Not that McCormick, who was born in 1981, has any recall of Cram in his middle-distance majesty - let alone of Steve Ovett or Sebastian Coe in theirs. "The first memory I have of athletics is probably the Atlanta Olympics in 1996," he confesses later, relaxing in the beer garden of a local hostelry. Lindsay Dunn, the coaching guru who has masterminded McCormick's emergence, mentions that when they were formulating their strategy for last Sunday's final he received a query on the matter from the runner's agent, Nic Bideau, who texted his support for the front-running ploy simply with the name: "Jürgen Straub". Dunn was obliged to explain to his young charge that Straub was the East German who wound up the pace from the front in the 1980 Olympic 1500m final in Moscow and succeeded in splitting Coe and Ovett in the race for the medals.

"I've never seen that race," McCormick says. "I haven't seen many races from the past. When I was at St Mary's College in Twickenham, James McIlroy [the AAA indoor 800m champion] had a DVD of world record performances and I saw El Guerrouj's 3:26. It was good watching that for the first time."

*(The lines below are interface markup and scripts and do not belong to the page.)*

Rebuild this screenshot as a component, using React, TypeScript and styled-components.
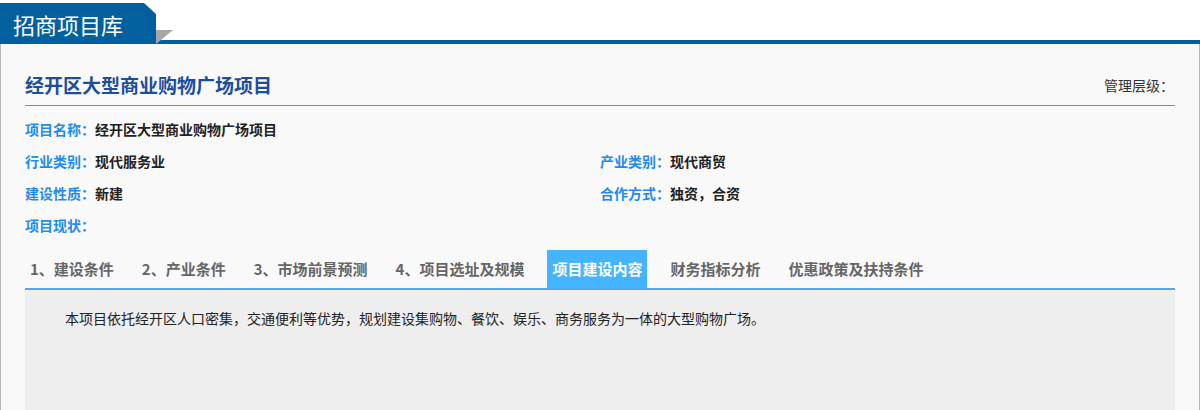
import React from "react";
import styled, { createGlobalStyle } from "styled-components";

const GlobalStyle = createGlobalStyle`
  html, body {
    margin: 0;
    padding: 0;
    background: #ffffff;
  }
  body {
    font-family: "Noto Sans CJK SC", "Noto Sans", "Liberation Sans", sans-serif;
    color: #333;
  }
`;

const fields = [
  { label: "项目名称：", value: "经开区大型商业购物广场项目", full: true },
  { label: "行业类别：", value: "现代服务业" },
  { label: "产业类别：", value: "现代商贸" },
  { label: "建设性质：", value: "新建" },
  { label: "合作方式：", value: "独资，合资" },
  { label: "项目现状：", value: "", full: true },
];

const tabs = [
  "1、建设条件",
  "2、产业条件",
  "3、市场前景预测",
  "4、项目选址及规模",
  "项目建设内容",
  "财务指标分析",
  "优惠政策及扶持条件",
];

const App = () => {
  const [active, setActive] = React.useState<number>(4);

  return (
    <>
      <GlobalStyle />
      <Header>
        <HeaderTab>招商项目库</HeaderTab>
        <HeaderRest>
          <Fold viewBox="0 0 17 14" width="17" height="14">
            <polygon points="0,0 17,0 0,14" fill="#a7a7a7" />
          </Fold>
        </HeaderRest>
      </Header>

      <Panel>
        <TitleRow>
          <Title>经开区大型商业购物广场项目</Title>
          <Level>管理层级：</Level>
        </TitleRow>

        <Fields>
          {fields.map((f) => (
            <Field key={f.label} full={f.full}>
              <Label>{f.label}</Label>
              <Value>{f.value}</Value>
            </Field>
          ))}
        </Fields>

        <TabBar>
          {tabs.map((t, i) => (
            <TabItem key={t} active={i === active} onClick={() => setActive(i)}>
              {t}
            </TabItem>
          ))}
        </TabBar>

        <Content>
          <p>
            本项目依托经开区人口密集，交通便利等优势，规划建设集购物、餐饮、娱乐、商务服务为一体的大型购物广场。
          </p>
        </Content>
      </Panel>
    </>
  );
};

export default App;

const Header = styled.div`
  display: flex;
  align-items: flex-end;
  height: 44px;
`;

const HeaderTab = styled.div`
  width: 156px;
  height: 41px;
  box-sizing: border-box;
  padding-left: 13px;
  background: #03609f;
  color: #fff;
  font-size: 22px;
  line-height: 42px;
  clip-path: polygon(0 0, 144px 0, 156px 11px, 156px 100%, 0 100%);
`;

const HeaderRest = styled.div`
  flex: 1;
  height: 41px;
  box-sizing: border-box;
  border-bottom: 4px solid #03609f;
  position: relative;
`;

const Fold = styled.svg`
  position: absolute;
  left: 0;
  top: 27px;
  display: block;
`;

const Panel = styled.div`
  background: #f9f9f9;
  border-left: 1px solid #b9b9b9;
  border-right: 1px solid #b9b9b9;
  padding: 0 24px;
  min-height: 400px;
`;

const TitleRow = styled.div`
  display: flex;
  justify-content: space-between;
  align-items: center;
  padding: 28px 0 7px;
  border-bottom: 1px solid #5b9bdc;
`;

const Title = styled.h1`
  margin: 0;
  font-size: 19px;
  line-height: 26px;
  font-weight: 700;
  color: #1c4e9b;
`;

const Level = styled.span`
  font-size: 14px;
  color: #333;
  padding-right: 1px;
`;

const Fields = styled.div`
  display: grid;
  grid-template-columns: 575px 1fr;
  margin-top: 7px;
`;

const Field = styled.div<{ full?: boolean }>`
  grid-column: ${({ full }) => (full ? "1 / -1" : "auto")};
  display: flex;
  height: 32px;
  align-items: center;
  font-size: 14px;
  font-weight: 700;
`;

const Label = styled.span`
  color: #1f8cec;
`;

const Value = styled.span`
  color: #222;
`;

const TabBar = styled.div`
  display: flex;
  gap: 18px;
  margin-top: 9px;
  border-bottom: 2px solid #5aa5ea;
`;

const TabItem = styled.div<{ active: boolean }>`
  height: 38px;
  line-height: 38px;
  padding: 0 5px;
  font-size: 15px;
  font-weight: 700;
  cursor: pointer;
  color: ${({ active }) => (active ? "#fff" : "#666")};
  background: ${({ active }) => (active ? "#45b4fe" : "transparent")};
`;

const Content = styled.div`
  background: #eeeeee;
  min-height: 240px;
  padding: 16px 12px;

  p {
    margin: 0;
    font-size: 14px;
    line-height: 24px;
    color: #222;
    text-indent: 28px;
  }
`;
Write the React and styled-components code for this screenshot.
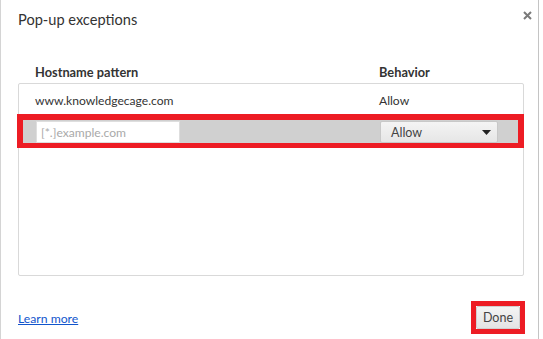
import React from "react";
import styled, { createGlobalStyle } from "styled-components";

const Global = createGlobalStyle`
  html, body { margin: 0; padding: 0; background: #ffffff; }
  body { font-family: Lato, "Open Sans", Arial, sans-serif; color: #333; }
  * { box-sizing: border-box; }
`;

const Page = styled.div`
  display: flex;
  height: 339px;
  width: 543px;
  overflow: hidden;
  background: #fff;
`;

const Backdrop = styled.div`
  width: 1px;
  background: #d4d4d4;
`;

const Dialog = styled.div`
  width: 538px;
  display: flex;
  flex-direction: column;
  border-right: 1px solid #c4c4c4;
  background: #fff;
`;

const TitleBar = styled.div`
  height: 40px;
  display: flex;
  justify-content: space-between;
  align-items: flex-start;
  padding: 10px 0 0 17px;
`;

const Title = styled.h1`
  margin: 0;
  font-size: 14.6px;
  font-weight: 400;
  line-height: 20px;
  color: #333;
`;

const CloseButton = styled.button`
  border: 0;
  background: none;
  padding: 0;
  margin: 0 6px 0 0;
  width: 10px;
  height: 10px;
  display: flex;
  align-items: center;
  justify-content: center;
`;

const Body = styled.div`
  padding: 0 14px 0 17px;
  display: flex;
  flex-direction: column;
`;

const HeaderRow = styled.div`
  height: 43px;
  display: grid;
  grid-template-columns: 344px 1fr;
  align-items: end;
  padding: 0 0 3px 17px;
  font-size: 12.8px;
  font-weight: 700;
  line-height: 16px;
  color: #333;
`;

const ListBox = styled.div`
  height: 193px;
  border: 1px solid #d9d9d9;
  border-radius: 2px;
  display: flex;
  flex-direction: column;
`;

const Row = styled.div`
  height: 30px;
  display: grid;
  grid-template-columns: 344px 1fr;
  align-items: center;
  padding: 4px 0 0 16px;
  font-size: 12.1px;
  line-height: 16px;
  color: #333;
`;

const EditRow = styled.div`
  margin: 0 -1px 0 -2px;
  height: 34px;
  border: 6px solid #ed1c24;
  border-bottom-width: 5px;
  background: #d0d0d0;
  display: flex;
  align-items: flex-start;
  padding: 1px 0 0 13px;
`;

const PatternInput = styled.input`
  width: 144px;
  height: 22px;
  border: 1px solid #dedede;
  background: #fff;
  padding: 0 4px;
  font-family: inherit;
  font-size: 12.1px;
  color: #333;
  outline: none;
  &::placeholder { color: #a9a9a9; }
`;

const Select = styled.div`
  margin-left: 200px;
  width: 118px;
  height: 22px;
  border: 1px solid #c8c8c8;
  border-radius: 2px;
  background: linear-gradient(#f4f4f4, #e6e6e6);
  display: flex;
  align-items: center;
  justify-content: space-between;
  padding: 0 6px 0 10px;
  font-size: 12.5px;
  color: #444;
`;

const Footer = styled.div`
  flex: 1;
  display: flex;
  justify-content: space-between;
  align-items: center;
  padding: 19px 13px 0 17px;
`;

const LearnMore = styled.a`
  margin-top: 3px;
  font-size: 12.2px;
  color: #1155cc;
  text-decoration: underline;
  cursor: pointer;
`;

const DoneFrame = styled.div`
  border: 5px solid #ed1c24;
  display: flex;
`;

const DoneButton = styled.button`
  width: 44px;
  height: 23px;
  border: 1px solid #d0d0d0;
  border-radius: 2px;
  background: linear-gradient(#f4f4f4, #e4e4e4);
  font-family: inherit;
  font-size: 12.5px;
  color: #444;
  padding: 0;
`;

export default function App() {
  return (
    <>
      <Global />
      <Page>
        <Backdrop />
        <Dialog>
          <TitleBar>
            <Title>Pop-up exceptions</Title>
            <CloseButton aria-label="Close">
              <svg width="9" height="9" viewBox="0 0 9 9">
                <path d="M1 1 L8 8 M8 1 L1 8" stroke="#7a7a7a" strokeWidth="2" />
              </svg>
            </CloseButton>
          </TitleBar>
          <Body>
            <HeaderRow>
              <span>Hostname pattern</span>
              <span>Behavior</span>
            </HeaderRow>
            <ListBox>
              <Row>
                <span>www.knowledgecage.com</span>
                <span>Allow</span>
              </Row>
              <EditRow>
                <PatternInput placeholder="[*.]example.com" />
                <Select>
                  <span>Allow</span>
                  <svg width="9" height="5" viewBox="0 0 9 5">
                    <path d="M0 0 H9 L4.5 5 Z" fill="#222" />
                  </svg>
                </Select>
              </EditRow>
            </ListBox>
          </Body>
          <Footer>
            <LearnMore>Learn more</LearnMore>
            <DoneFrame>
              <DoneButton>Done</DoneButton>
            </DoneFrame>
          </Footer>
        </Dialog>
      </Page>
    </>
  );
}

If Hicham El Guerrouj's 1500m world record run in Rome in 1998 qualifies as a blast from the past in McCor-mick's perspective, his progress as a rising star of British middle-distance running is unencumbered by any notion of attempting to bear the mantle of Ovett, Coe and Cram. He does, however, happen to be making his way with more than a little help from another of Britain's all-time running greats.

Brendan Foster, whom Dunn helped to steer to world record breaking heights, assists McCormick in a mentoring role. "Brendan has been a big help with Nick," Dunn acknowledges. "When it comes to handling the pressure of a big race like last weekend, I know all the thought processes and what to say, but it reinforces it when it comes from Brendan."

It is Dunn's shrewd nurturing, however, that has brought McCormick through to major championship level and also resurrected a career that not long ago was effectively lost. A former squash player who ranked in the British top 20 in his age-group, McCormick ran for the British junior team at the World Cross Country Championships in 2000 but hung up his racing shoes, and even his training shoes, after unhappy spells on athletics scholarships at Providence College in the United States and at St Mary's in Twickenham.

"I came home from St Mary's with the idea of just jacking it in," McCormick reflects. "I worked in a pub in Hexham and didn't even think about running but eventually I found I missed the training and I got in touch with Lindsay in the summer of 2003. I wasn't interested in doing anything serious. I just wanted to get back into club athletics and to enjoy it."

Two years on, the former Wetherspoons barman is enjoying himself at the top of the British rankings, with a date at the Palace on Friday and a place in the Dream Mile in Oslo a week later - the race in which, for his historical information, Cram broke the world mile record 20 years ago.